Most people have played the game, Candy Land, but I would wager that few people know much about its origins. As a matter of fact, I wonder if other games had reasons for their creation that are vastly different than what anyone would expect. Candy Land (also known as Candyland) is a simple racing board game created by Eleanor Abbott and published by Milton Bradley in 1948. The game is suitable for young children, because it requires no reading and minimal counting skills. It also doesn’t require any strategy skills, because players are never required to make choices…simply following directions is all that is required. It seems that the game has never lost its appeal, because about one million copies are sold each year.

For most adults, the game loses its appeal pretty early on, and we all assume that it’s because it is a game that is designed for kids. We figure that once we get a little older, we simply move on to more complicated games to find any interest in them at all. And maybe that is true, but even that idea doesn’t touch on the real “idea” behind the game.

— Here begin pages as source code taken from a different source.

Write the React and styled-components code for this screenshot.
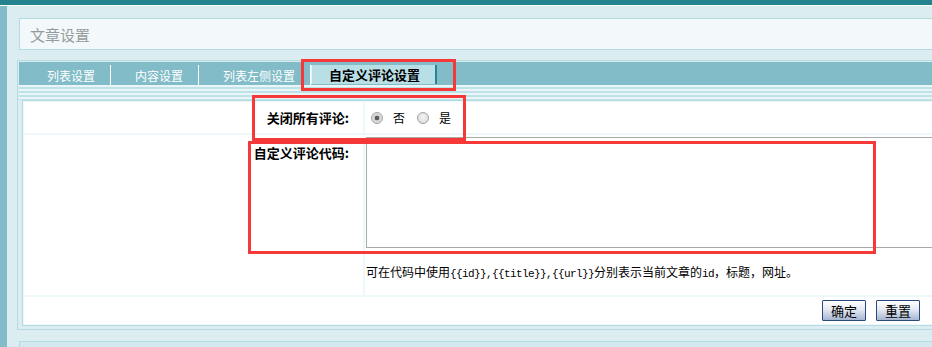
import React from "react";
import styled, { createGlobalStyle } from "styled-components";

const GlobalStyle = createGlobalStyle`
  html, body {
    margin: 0;
    padding: 0;
    overflow: hidden;
    background: #dbedf0;
  }
  body {
    font-family: "Noto Sans CJK SC", "Noto Sans", sans-serif;
    font-size: 12px;
    color: #000;
  }
`;

const Page = styled.div`
  position: relative;
  width: 960px;
  min-height: 347px;
  background: #dbedf0;
`;

const TopBar = styled.div`
  height: 5px;
  background: #25838f;
  border-bottom: 1px solid #ffffff;
`;

const Body = styled.div`
  display: flex;
  min-height: 341px;
`;

const LeftStrip = styled.div`
  width: 7px;
  flex-shrink: 0;
  background: #82bcc8;
`;

const Main = styled.div`
  flex: 1;
  padding: 12px 0 0 10px;
`;

const TitleBox = styled.div`
  margin-left: 2px;
  height: 30px;
  border: 1px solid #b5dbe2;
  background: #f3f9fb;
  padding-left: 10px;
  display: flex;
  align-items: center;
  font-size: 15px;
  color: #959c9e;
`;

const Panel = styled.div`
  margin-top: 10px;
  border: 1px solid #b5dbe2;
  padding: 1px;
`;

const TabBar = styled.div`
  height: 23px;
  background: #82bcc8;
  padding-left: 4px;
  display: flex;
  align-items: flex-end;
`;

const Tab = styled.div`
  height: ${p => (p.$active ? "19px" : "20px")};
  margin-bottom: ${p => (p.$active ? "1px" : "0")};
  display: flex;
  align-items: center;
  padding: ${p => (p.$active ? "0 15px 0 17px" : "0 15px 0 24px")};
  color: ${p => (p.$active ? "#000" : "#fff")};
  font-weight: ${p => (p.$active ? "bold" : "normal")};
  font-size: ${p => (p.$active ? "13px" : "12px")};
  background: ${p => (p.$active ? "#b8dfe6" : "transparent")};
  border-left: ${p => (p.$active ? "1px solid #e3f2f5" : "none")};
  border-right: ${p => (p.$active ? "2px solid #2a8392" : "1px solid #ffffff")};
  white-space: nowrap;
`;

const Stripes = styled.div`
  height: 15px;
  background: repeating-linear-gradient(
    to bottom,
    #eaf5f8 0,
    #eaf5f8 2px,
    #bfe2e9 2px,
    #bfe2e9 4px
  );
`;

const FormBox = styled.div`
  margin: 0 2px 2px 3px;
  border: 1px solid #b5dbe2;
  padding: 1px;
  background: #eef7f9;
`;

const FormGrid = styled.div`
  display: grid;
  grid-template-columns: 339px 1fr;
  grid-template-rows: 31px 160px 27px;
  gap: 2px;
`;

const LabelCell = styled.div`
  background: #fff;
  display: flex;
  justify-content: flex-end;
  align-items: ${p => (p.$top ? "flex-start" : "center")};
  padding: ${p => (p.$top ? "10px 14px 0 0" : "0 14px 0 0")};
  font-weight: bold;
  font-size: 13px;
  line-height: 16px;
`;

const FieldCell = styled.div`
  background: #fff;
  display: flex;
  flex-direction: ${p => (p.$column ? "column" : "row")};
  align-items: ${p => (p.$column ? "stretch" : "center")};
  padding-left: ${p => (p.$column ? "0" : "6px")};
`;

const RadioLabel = styled.label`
  display: flex;
  align-items: center;
  margin-right: 12px;
`;

const Radio = styled.input.attrs({ type: "radio" })`
  appearance: none;
  width: 12px;
  height: 12px;
  margin: 0 10px 0 0;
  border-radius: 50%;
  border: 1px solid #a3a3a3;
  background: radial-gradient(circle at 50% 40%, #f4f4f4 0, #d6d6d6 100%);
  box-sizing: border-box;
  &:checked {
    background: radial-gradient(circle, #5b5b5b 0, #5b5b5b 2px, #cfcfcf 2.6px, #efefef 100%);
  }
`;

const CodeArea = styled.textarea`
  display: block;
  margin: 2px 0 0 1px;
  width: calc(100% - 6px);
  height: 111px;
  box-sizing: border-box;
  border: 1px solid #a9a9a9;
  resize: none;
  outline: none;
`;

const Hint = styled.div`
  margin-top: 16px;
  padding-left: 1px;
  line-height: 16px;
  white-space: nowrap;
`;

const Code = styled.span`
  font-family: "Liberation Mono", monospace;
  font-size: 11px;
  letter-spacing: -0.6px;
`;

const ButtonRow = styled.div`
  grid-column: 1 / -1;
  background: #fff;
  display: flex;
  justify-content: flex-end;
  align-items: flex-start;
  gap: 10px;
  padding: 3px 34px 0 0;
`;

const Button = styled.button`
  width: 44px;
  height: 21px;
  padding: 0;
  border: 1px solid #2b4a7e;
  border-radius: 1px;
  background: linear-gradient(to bottom, #ffffff 0%, #e4e9f2 45%, #a7b5d2 100%);
  font-family: "Noto Sans CJK SC", sans-serif;
  font-size: 13px;
  line-height: 19px;
  color: #000;
`;

const NextPanel = styled.div`
  margin: 11px 0 0 2px;
  height: 10px;
  border-top: 1px solid #b5dbe2;
  border-left: 1px solid #b5dbe2;
  background: #d2eaef;
`;

const Mark = styled.div`
  position: absolute;
  box-sizing: border-box;
  border: 3px solid #f53838;
  pointer-events: none;
`;

const marks = [
  { left: 301, top: 59, width: 155, height: 32 },
  { left: 252, top: 95, width: 214, height: 46 },
  { left: 248, top: 141, width: 628, height: 113 },
];

export default function App() {
  return (
    <Page>
      <GlobalStyle />
      <TopBar />
      <Body>
        <LeftStrip />
        <Main>
          <TitleBox>文章设置</TitleBox>
          <Panel>
            <TabBar>
              <Tab>列表设置</Tab>
              <Tab>内容设置</Tab>
              <Tab>列表左侧设置</Tab>
              <Tab $active>自定义评论设置</Tab>
            </TabBar>
            <Stripes />
            <FormBox>
              <FormGrid>
                <LabelCell>关闭所有评论:</LabelCell>
                <FieldCell>
                  <RadioLabel>
                    <Radio name="close" defaultChecked />否
                  </RadioLabel>
                  <RadioLabel>
                    <Radio name="close" />是
                  </RadioLabel>
                </FieldCell>
                <LabelCell $top>自定义评论代码:</LabelCell>
                <FieldCell $column>
                  <CodeArea />
                  <Hint>
                    可在代码中使用<Code>{"{{id}},{{title}},{{url}}"}</Code>分别表示当前文章的<Code>id</Code>，标题，网址。
                  </Hint>
                </FieldCell>
                <ButtonRow>
                  <Button type="button">确定</Button>
                  <Button type="button">重置</Button>
                </ButtonRow>
              </FormGrid>
            </FormBox>
          </Panel>
          <NextPanel />
        </Main>
      </Body>
      {marks.map((m, i) => (
        <Mark key={i} style={m} />
      ))}
    </Page>
  );
}
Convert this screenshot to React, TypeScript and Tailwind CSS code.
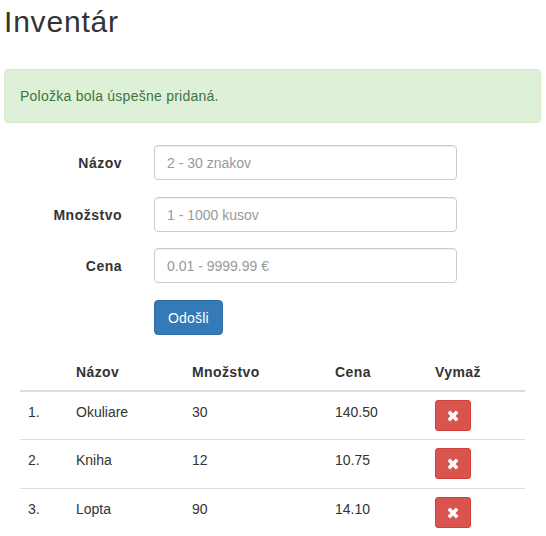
const items = [
  { name: "Okuliare", qty: "30", price: "140.50" },
  { name: "Kniha", qty: "12", price: "10.75" },
  { name: "Lopta", qty: "90", price: "14.10" },
];

const fields = [
  { label: "Názov", placeholder: "2 - 30 znakov", mb: "mb-[17px]" },
  { label: "Množstvo", placeholder: "1 - 1000 kusov", mb: "mb-[16px]" },
  { label: "Cena", placeholder: "0.01 - 9999.99 €", mb: "mb-[17px]" },
];

const RemoveIcon = () => (
  <svg width="12" height="12" viewBox="0 0 12 12" aria-hidden="true">
    <path d="M1.8 1.8 L10.2 10.2 M10.2 1.8 L1.8 10.2" stroke="#fff" strokeWidth="3.6" strokeLinecap="butt" />
  </svg>
);

export default function App() {
  return (
    <div className="min-h-[536px] bg-white pl-[4px] pr-[5px] pt-[5px] text-[14px] leading-[20px] text-[#333] font-['Liberation_Sans',Arial,sans-serif]">
      {/* Heading */}
      <h1 className="text-[30px] leading-[33px] font-medium tracking-[0.8px]">Inventár</h1>

      {/* Success alert */}
      <div className="mt-[31px] rounded-[4px] border border-[#d6e9c6] bg-[#dff0d8] px-[15px] py-[16px] text-[#3c763d] tracking-[0.25px]">
        Položka bola úspešne pridaná.
      </div>

      {/* Form */}
      <form className="mt-[22px]" onSubmit={(e) => e.preventDefault()}>
        {fields.map((f) => (
          <div key={f.label} className={`flex items-center ${f.mb}`}>
            <label className="w-[118px] text-right font-bold tracking-[0.5px]">{f.label}</label>
            <input
              type="text"
              placeholder={f.placeholder}
              className="ml-[32px] h-[35px] w-[303px] rounded-[4px] border border-[#ccc] px-[12px] text-[14px] text-[#555] shadow-[inset_0_1px_1px_rgba(0,0,0,0.075)] outline-none placeholder:text-[#999]"
            />
          </div>
        ))}
        <div className="pl-[150px]">
          <button
            type="submit"
            className="h-[35px] rounded-[4px] border border-[#2e6da4] bg-[#337ab7] px-[13px] text-[14px] tracking-[0.2px] text-white"
          >
            Odošli
          </button>
        </div>
      </form>

      {/* Table */}
      <div className="ml-[16px] mt-[19px] w-[505px]">
        <div className="grid grid-cols-[48px_116px_143px_100px_98px] border-b-2 border-[#ddd] font-bold tracking-[0.4px]">
          <div className="p-[8px]"></div>
          <div className="p-[8px]">Názov</div>
          <div className="p-[8px]">Množstvo</div>
          <div className="p-[8px]">Cena</div>
          <div className="p-[8px]">Vymaž</div>
        </div>
        {items.map((it, i) => (
          <div
            key={it.name}
            className={`grid grid-cols-[48px_116px_143px_100px_98px] ${i > 0 ? "h-[49px] border-t border-[#ddd]" : "h-[47px]"}`}
          >
            <div className="px-[8px] pt-[10px]">{i + 1}.</div>
            <div className="px-[8px] pt-[10px]">{it.name}</div>
            <div className="px-[8px] pt-[10px]">{it.qty}</div>
            <div className="px-[8px] pt-[10px]">{it.price}</div>
            <div className="px-[8px] pt-[8px]">
              <button className="flex h-[31px] w-[36px] items-center justify-center rounded-[3px] border border-[#d43f3a] bg-[#d9534f]">
                <RemoveIcon />
              </button>
            </div>
          </div>
        ))}
      </div>
    </div>
  );
}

The truth is that when she invented the game, Eleanor Abbott was recovering from polio in San Diego, California. She began to think of things that she and other recovering polio victims could do in their limited capacity. So, the game was made for and tested by the children in the same wards on the hospital. It was supposed to be a sort of occupational therapy game, but when they played it, the children suggested that Abbott submit the game to Milton Bradley Company. They knew that they enjoyed it, and thought all children would, not just those who had been ill with polio. Apparently, Milton Bradley agreed, because the bought it and first published it in 1949. It was intended to be a temporary fill-in for their, then main product line, school supplies. Surprisingly, Candy Land became Milton Bradley’s best-selling game, surpassing its previous top seller, Uncle Wiggily. It put Milton Bradley in the same league as its main competitor, Parker Brothers. It is said that the original art was designed by Abbott, but this is uncertain. The original purpose of the game was to give kids stuck in polio wards a way to vicariously move freely in the pursuit of delights. The original board featured a boy in a leg brace about to walk through starting gate of the game. Interesting!!